In the Fathers Blessing, the story is narrated by a Catholic Father with uncomfortable realism. His way of making logic often leaves us with a creepy feeling of uneasiness, at first, wanting the measurements of the bride and groom for their burial, he makes it seem perfectly necessary yet we are suspicious of his logic. It is simplistic in reason, and we almost want to become empathetic with his wisdom but the peculiarity holds us back. Throughout the story his logic becomes more twisted. And we are suddenly given a scene in which both mother and daughter climb inside of the daughters vagina, and with that the transition is made. The priest follows his logic and we see just how logic and reason can easily become disturbed and make little to no sense. What may seem perverted to us the Father convinces us that it is in his line of duty. Yet this space the mother the and daughter discover is something in which they both have in common both in a literal and metaphorical sense. Just as a male, in sex, returns to the womb, the mother returns to her daughter through the shared passageway of their femininity, in a sense finding the mother inside of her daughter. In his “duty” the priests then suckles at the tit, he then shows us how a father, male in every aspect of the idea discovers a counterpart space in himself, his anima. That he has rekindle that aspect of his life which is so foreign and alien, and becomes a knew in his own eyes, a “midwife”, as he calls himself. That for once he sees the importance life has upon the world, a feminine aspect unknown to him, that death in its practicality is not nearly as important as the birth of new creation.

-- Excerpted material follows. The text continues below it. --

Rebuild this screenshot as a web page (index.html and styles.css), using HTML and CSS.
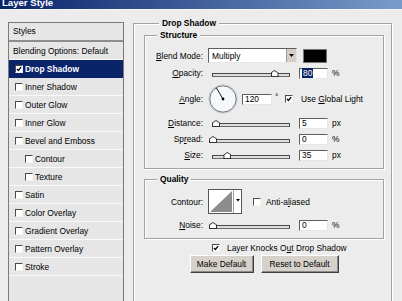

In the Two Brothers we are given a background and foreground that make no sense to us, no boundaries or certain details. We don't know where we are, what time we are set in or how are characters even come into play with each other, we know nothing for certain except for the fact both Aurel and Theron are brothers, perhaps this is all the author wants us to know. From the very begin realism is very short and undefined, the only two people who are to interact with each other in any defined fashion are the two brothers. The house seems to exist as an extension of their imagination a sort of extra room on their imagination that they walk between, as we never really know if dehydration and starvation are speaking or if the world they describing is truly real. Does the house really go on forever, does Daddy Norton really die, does anything really happen? The author tries tricking us into a world where we wonder what is real and what is hallucination, but all that is certain is the connection the two brothers hold for each other. Some things are certain and some things can never be certain. The brutal violence is grotesque and makes the characters seem emotionless but the intimacy they spend with each other defies that. It points out that the two main human emotions that all emotions divert from are the need for love and the inherit need to conquer and dominate each other.

When Mr. Pirzad Came To Dine by Jhumpa Lahiri is set in the stark realism of childhood, is a very Point of View Story as the narrator is a young innocent girl who knows nothing of the world and is isolated from her own culture except when the 6‘o'clock news rolls around. Her world is made up of the limitations of her knowledge but the innocence it is grounded in fundamentally rings true. An intense social tragedy is set upon the family of Mr. Pirzada, but we see it through such a small perspective we do not really know the stature of it, except that the narrator feels the pressure to pray, something odd for children to do on their own. Some things feel way to soft for comfort while others things become more dramatic, like the embarrassment the narrator has in explaining the tragedy of Dacca to her Trick o Treating partner. The child is limited by the weight of the emotions and knows not how to convey them. I too in my own childhood experienced the loss of not knowing the weight of a tragedy with the event of September 11 which i knew was something terrible, I had no way of constructing a clear image of the situation in my head, it seemed almost blurred. Like in The Caretaker, the protagonist play a role of cultural duality neither Indian or American, or African or American. They can identify properly which self image to pick from as either is valid as the other. While she may have Indian descent and parents she has grown up only knowing America, this odd tension seems to carry, as the conflict through the TV soon becomes her only glimpse of one of her two worlds. As with the denial of her teacher, she knows not any other way to communicate with her Indian heritage then to wait and listen for news of disaster and destruction. This is shared with Mr. Pirzad as well as he has just watched his country be annexed into another, his identity is a blur, who he was has vanished. Just as her identity becomes transparent with her teacher calling a book on Indian irrelevant, but how can any part of us become irrelevant?